The mainstream media is full of writing about Joe Maddon’s future and I’ll address that at some point. The way I read between the lines, there’s still a possibility Joe and Theo Epstein will come to some sort of agreement to continue. I personally hope that’s the case. It would appear some players do, too:
More Lester on Maddon: “You talk about a rebuild, you talk about signings, you talk about all that stuff, he was the first guy to write his name on the paper. He believed. Him believing made other people believe. What he’s done for this city, its huge.— Jesse Rogers (@ESPNChiCubs) September 26, 2019
Jon is right. And I don’t think Jon Lester is a Cub if Joe Maddon hadn’t been signed to manage in the fall of 2014. The signing showed that the team was serious about winning now. If Joe is not under contract to be Cubs manager in 2015, I’m pretty sure Lester would have signed with the Giants, who offered him more money and sent Buster Posey to Jon’s Atlanta-area home to personally implore him to sign in San Francisco.
More thoughts from Cubs players:
Jon Lester: "That's what I think draws people to this game. You play seven months to come down to this last week. There's teams like us that are tucking our tails between our legs and going home. And there's teams like the Brewers and the Cardinals that are moving on."— Jordan Bastian (@MLBastian) September 26, 2019
Castellanos: "I wish I could've done more."— Jordan Bastian (@MLBastian) September 26, 2019
Really, not much more he could've done since being acquired by the Cubs.
"I mean, the point is that I wanted to play in the playoffs, man."
Jordan Bastian is right.

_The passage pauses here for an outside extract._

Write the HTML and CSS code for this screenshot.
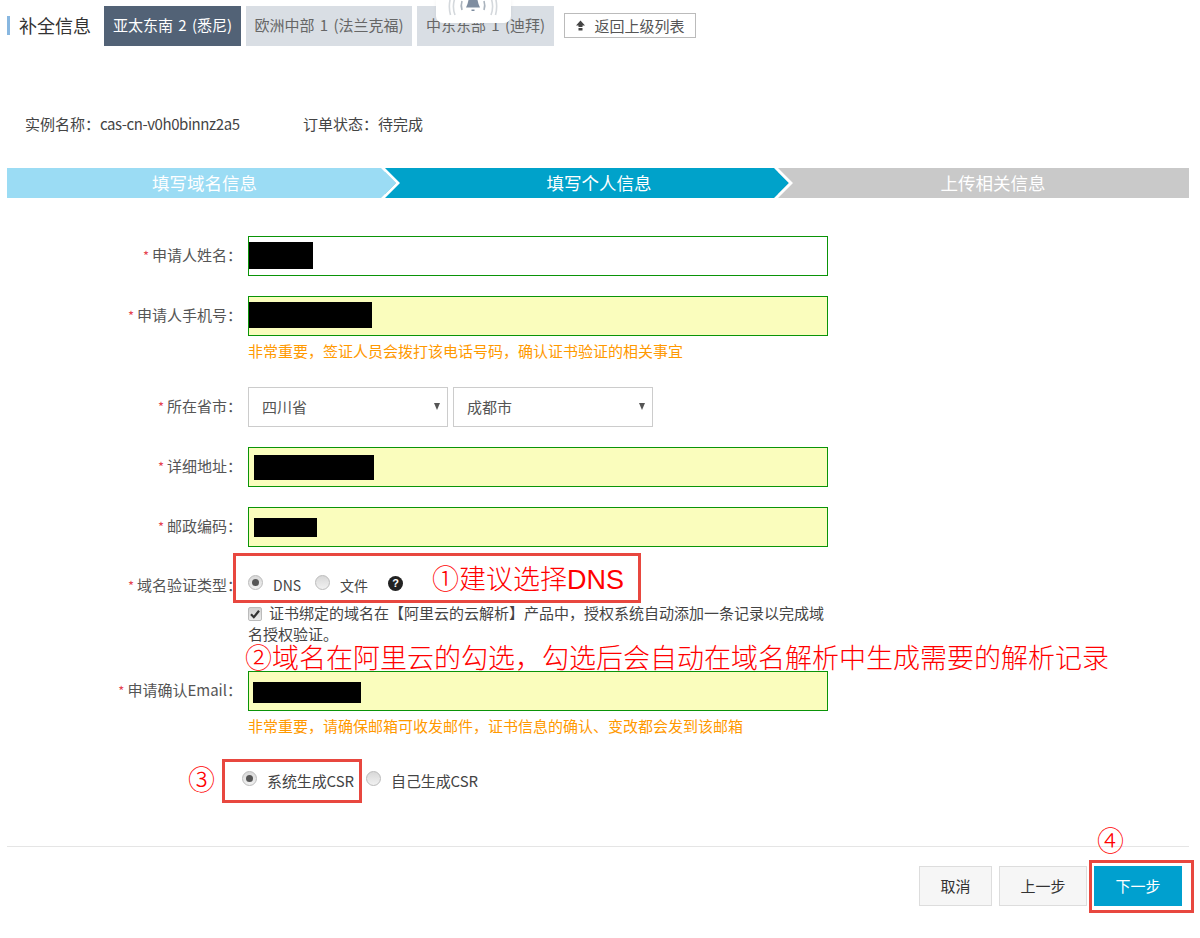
FILE: index.html
```html
<!DOCTYPE html>
<html lang="zh-CN">
<head>
<meta charset="utf-8">
<title>补全信息</title>
<link rel="stylesheet" href="styles.css">
</head>
<body>
<div class="page">
  <header class="topbar">
    <h1 class="title">补全信息</h1>
    <nav class="tabs">
      <a class="tab tab-active">亚太东南 2 (悉尼)</a>
      <a class="tab tab-wide">欧洲中部 1 (法兰克福)</a>
      <a class="tab">中东东部 1 (迪拜)</a>
    </nav>
    <a class="back">
      <svg class="back-icon" viewBox="0 0 11 11"><path d="M5.500 0.500 10 5.500H7.500V7H3.500V5.500H1Z M3.500 8H7.500V10.500H3.500Z" fill="#444"/></svg>
      返回上级列表
    </a>
  </header>
  <div class="bell">
    <svg viewBox="0 0 75 23" width="75" height="23">
      <g fill="none" stroke="#d4d8dc" stroke-width="1.600">
        <path d="M19 -2a24 24 0 0 0 0 17"/><path d="M55 -2a24 24 0 0 1 0 17"/>
        <path d="M14.500 -2a32 32 0 0 0 0 17"/><path d="M59.500 -2a32 32 0 0 1 0 17"/>
      </g>
      <g fill="none" stroke="#aab3bd" stroke-width="1.600">
        <path d="M26 1a14 14 0 0 0 0 9"/><path d="M48 1a14 14 0 0 1 0 9"/>
      </g>
      <path d="M33 -2h8l1.500 6 1.500 3.500H30l1.500-3.500Z" fill="#7f8da0"/>
      <rect x="35.500" y="9.500" width="3" height="1.500" fill="#7f8da0"/>
    </svg>
  </div>

  <div class="info">
    <span class="info-item">实例名称：<span class="info-code">cas-cn-v0h0binnz2a5</span></span>
    <span class="info-item">订单状态：待完成</span>
  </div>

  <ol class="steps">
    <li class="step step-done">填写域名信息</li>
    <li class="step step-current">填写个人信息</li>
    <li class="step step-todo">上传相关信息</li>
  </ol>

  <form class="form">
    <div class="row">
      <label class="label"><i class="req">*</i>申请人姓名：</label>
      <div class="input input-plain input-up"><span class="mask mask-name"></span></div>
    </div>
    <div class="row row-tight">
      <label class="label"><i class="req">*</i>申请人手机号：</label>
      <div class="input input-up"><span class="mask mask-phone"></span></div>
    </div>
    <p class="hint">非常重要，签证人员会拨打该电话号码，确认证书验证的相关事宜</p>

    <div class="row">
      <label class="label"><i class="req">*</i>所在省市：</label>
      <div class="select">四川省</div>
      <div class="select select-gap">成都市</div>
    </div>
    <div class="row">
      <label class="label"><i class="req">*</i>详细地址：</label>
      <div class="input pad-6"><span class="mask mask-addr"></span></div>
    </div>
    <div class="row">
      <label class="label"><i class="req">*</i>邮政编码：</label>
      <div class="input pad-6"><span class="mask mask-zip"></span></div>
    </div>

    <div class="row row-radio">
      <label class="label"><i class="req">*</i>域名验证类型：</label>
      <div class="options">
        <span class="radio radio-on"></span><span class="opt opt-dns">DNS</span>
        <span class="radio radio-file"></span><span class="opt opt-file">文件</span>
        <span class="help">?</span>
      </div>
    </div>
    <div class="check-row">
      <span class="check"><svg viewBox="0 0 12 12" width="12" height="12"><path d="M2 6.300 4.800 9.200 10 2.800" fill="none" stroke="#333" stroke-width="2.200"/></svg></span>证书绑定的域名在【阿里云的云解析】产品中，授权系统自动添加一条记录以完成域名授权验证。
    </div>

    <div class="row row-tight">
      <label class="label"><i class="req">*</i>申请确认Email：</label>
      <div class="input pad-5"><span class="mask mask-mail"></span></div>
    </div>
    <p class="hint">非常重要，请确保邮箱可收发邮件，证书信息的确认、变改都会发到该邮箱</p>

    <div class="csr">
      <span class="radio radio-on"></span><span class="opt opt-csr">系统生成CSR</span>
      <span class="radio"></span><span class="opt opt-csr">自己生成CSR</span>
    </div>
  </form>

  <footer class="footer">
    <button class="btn btn-cancel" type="button">取消</button>
    <button class="btn btn-wide" type="button">上一步</button>
    <button class="btn btn-wide btn-primary" type="button">下一步</button>
  </footer>

  <div class="mark mark-dns"></div>
  <div class="mark mark-csr"></div>
  <div class="mark mark-next"></div>
  <div class="note note-1">①建议选择DNS</div>
  <div class="note note-2">②域名在阿里云的勾选，勾选后会自动在域名解析中生成需要的解析记录</div>
  <div class="note note-3">③</div>
  <div class="note note-4">④</div>
</div>
</body>
</html>
```
FILE: styles.css
```css
* { box-sizing: border-box; }
html, body { margin: 0; padding: 0; background: #fff; }
body { font-family: "Noto Sans CJK TC", "Noto Sans CJK SC", "Noto Sans", sans-serif; font-size: 15px; color: #333; }
.page { position: relative; width: 1200px; height: 938px; overflow: hidden; padding-top: 6px; }

.topbar { display: flex; align-items: flex-start; height: 40px; padding-left: 7px; }
.title { flex: none; margin: 10px 14px 0 0; padding-left: 9px; border-left: 3px solid #88b7e0; width: 83px; height: 19px; font-size: 18px; font-weight: 400; line-height: 19px; color: #333; white-space: nowrap; }
.tabs { display: flex; gap: 5px; }
.tab { display: block; width: 137px; height: 40px; line-height: 38px; text-align: center; word-spacing: 2px; background: #d9dee4; color: #666; font-size: 15px; white-space: nowrap; }
.tab-wide { width: 166px; }
.tab-active { background: #526276; color: #fff; }
.back { display: flex; align-items: center; justify-content: center; gap: 8px; margin: 7px 0 0 10px; width: 132px; height: 25px; border: 1px solid #bbb; color: #555; font-size: 15px; line-height: 21px; background: #fff; }
.back-icon { width: 11px; height: 11px; }
.bell { position: absolute; left: 436px; top: 0; width: 75px; height: 23px; background: #fff; border-radius: 0 0 7px 7px; box-shadow: 0 0 4px rgba(0,0,0,.06); }
.bell svg { display: block; }

.info { display: flex; margin-top: 67px; padding-left: 25px; height: 23px; line-height: 22px; color: #444; font-size: 15px; }
.info-item:first-child { width: 278px; }
.info-code { letter-spacing: -0.430px; }

.steps { list-style: none; display: flex; margin: 32px 0 0 7px; padding: 0; width: 1182px; height: 30px; }
.step { position: relative; height: 30px; line-height: 29px; text-align: center; color: #fff; font-size: 17.500px; }
.step-done { width: 378px; background: #9bdcf4; padding-left: 17px; }
.step-current { width: 393px; background: #00a2ca; padding-left: 35px; }
.step-todo { flex: 1; background: #c9c9c9; padding-left: 19px; }
.step-done::before, .step-current::before { content: ""; position: absolute; top: 0; right: -11px; width: 15px; height: 30px; z-index: 1; clip-path: polygon(0 0, 100% 50%, 0 100%); }
.step-done::before { background: #9bdcf4; }
.step-current::before { background: #00a2ca; }
.step-done::after, .step-current::after { content: ""; position: absolute; top: 0; right: -15px; width: 19px; height: 30px; z-index: 2; background: #fff; clip-path: polygon(0 0, 4px 0, 19px 50%, 4px 100%, 0 100%, 15px 50%); }

.form { margin: 38px 0 0; }
.row { display: flex; align-items: center; height: 40px; margin-bottom: 20px; }
.row-tight { margin-bottom: 0; }
.label { flex: none; width: 242px; margin-right: 6px; padding-bottom: 2px; text-align: right; white-space: nowrap; color: #555; font-size: 15px; line-height: 22px; }
.req { font-style: normal; color: #e5434f; margin-right: 3px; font-size: 13px; }
.input { display: flex; align-items: center; width: 580px; height: 40px; border: 1px solid #0a9408; background: #fafdbd; }
.input-plain { background: #fff; }
.input-up { padding-bottom: 2px; }
.pad-5 { padding: 2px 0 0 4px; }
.pad-6 { padding-left: 5px; }
.mask { display: block; background: #000; }
.mask-name { width: 64px; height: 27px; }
.mask-phone { width: 123px; height: 26px; }
.mask-addr { width: 120px; height: 25px; }
.mask-zip { width: 63px; height: 19px; }
.mask-mail { width: 108px; height: 21px; }

.hint { margin: 0 0 20px 248px; height: 31px; line-height: 30px; color: #ff9900; font-size: 15px; white-space: nowrap; }

.select { position: relative; width: 200px; height: 40px; border: 1px solid #ccc; line-height: 37px; padding-left: 13px; color: #555; font-size: 15px; background: #fff; }
.select::after { content: ""; position: absolute; right: 7px; top: 15px; border-style: solid; border-width: 7px 3.500px 0; border-color: #555 transparent transparent; }
.select-gap { margin-left: 5px; }

.row-radio { height: 36px; margin: 0; align-items: flex-start; padding-top: 7px; }
.options { display: flex; align-items: flex-start; margin-top: 1px; }
.radio { flex: none; display: block; position: relative; width: 15px; height: 15px; border-radius: 50%; border: 1px solid #bbb; background: linear-gradient(#d8d8d8, #f1f1f1); }
.radio-on::after { content: ""; position: absolute; left: 3px; top: 3px; width: 7px; height: 7px; border-radius: 50%; background: #555; }
.radio-file { margin-left: 13px; }
.opt { font-size: 14px; line-height: 20px; color: #444; }
.opt-dns { margin: 0 0 0 10px; width: 29px; }
.opt-file { margin: 0 0 0 10px; width: 30px; }
.help { flex: none; margin: 1px 0 0 18px; width: 15px; height: 15px; border-radius: 50%; background: #222; color: #fff; font-size: 11px; font-weight: 700; line-height: 15px; text-align: center; font-family: "Liberation Sans", sans-serif; }

.check-row { margin: -1px 0 27px 248px; width: 580px; height: 42px; font-size: 15px; line-height: 21px; color: #444; }
.check { display: inline-flex; align-items: center; justify-content: center; width: 14px; height: 14px; margin-right: 7px; vertical-align: -1px; border: 1px solid #bbb; border-radius: 2px; background: linear-gradient(#d0d0d0, #ececec); }

.csr { display: flex; align-items: flex-start; height: 36px; padding: 9px 0 0 242px; }
.opt-csr { flex: none; width: 87px; margin: 0 12px 0 10px; font-size: 15px; letter-spacing: -0.100px; white-space: nowrap; }

.footer { display: flex; justify-content: flex-end; gap: 7px; margin: 48px 11px 0 7px; padding: 19px 7px 0 0; border-top: 1px solid #e5e5e5; width: 1182px; }
.btn { height: 40px; border: 1px solid #ddd; background: #f6f6f6; color: #333; font: 15px "Noto Sans CJK TC", sans-serif; padding: 0 0 2px; }
.btn-cancel { width: 73px; }
.btn-wide { width: 88px; }
.btn-primary { background: #00a0cf; border-color: #00a0cf; color: #fff; }

.mark { position: absolute; border: 3px solid #e8473f; }
.mark-dns { left: 233px; top: 553px; width: 408px; height: 50px; }
.mark-csr { left: 222px; top: 759px; width: 140px; height: 44px; }
.mark-next { left: 1089px; top: 860px; width: 105px; height: 53px; }

.note { position: absolute; color: #f00; font-size: 27px; line-height: 36px; white-space: nowrap; font-family: "Noto Sans CJK SC", sans-serif; font-weight: 300; }
.note-1 { left: 432px; top: 562px; font-family: "Liberation Sans", "Noto Sans CJK SC", sans-serif; }
.note-2 { left: 245px; top: 639px; }
.note-3 { left: 188px; top: 761px; }
.note-4 { left: 1097px; top: 822px; }
```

Nicholas Castellanos did just about everything he could to help this team to the postseason. I hope they can find a way to bring him back.
Anthony Rizzo: "You set out goals in the spring you want to accomplish as an organization. We didn’t (accomplish them). We hold ourselves to a high standard and its up to everyone to figure out why? Why didn’t we come together and win?”— Jesse Rogers (@ESPNChiCubs) September 26, 2019
And as usual, team leader Rizzo states what needed to be said. Those are good questions and players and management will try to find the answers over the next days, weeks and months.
The Cubs aren’t alone in their disappointment. Last year’s World Series champions, the 108-win Red Sox, are also staying home this October. Their record is similar to the Cubs, currently one game better at 83-75. The Rockies, who dumped the Cubs out of the postseason in last year’s wild card game, have lost 90 games this season. Meanwhile, the Twins, who were 78-84 in 2018, are a 98-win ballclub this year with a chance to win 100. Things can change quickly in one offseason, so there’s a reasonable chance that with the right offseason moves, the Cubs can quickly return to contention in 2020.
In the meantime, there are four more games to be played. If this team continues to mirror its 1969 predecessors, they should win tonight.
Jose Quintana will start for the Cubs and Joe Musgrove will go for the Pirates in the series finale. Game time is again 6:05 p.m. CT and TV coverage will be on NBC Sports Chicago (and on MLB Network outside the Cubs and Pirates market territories).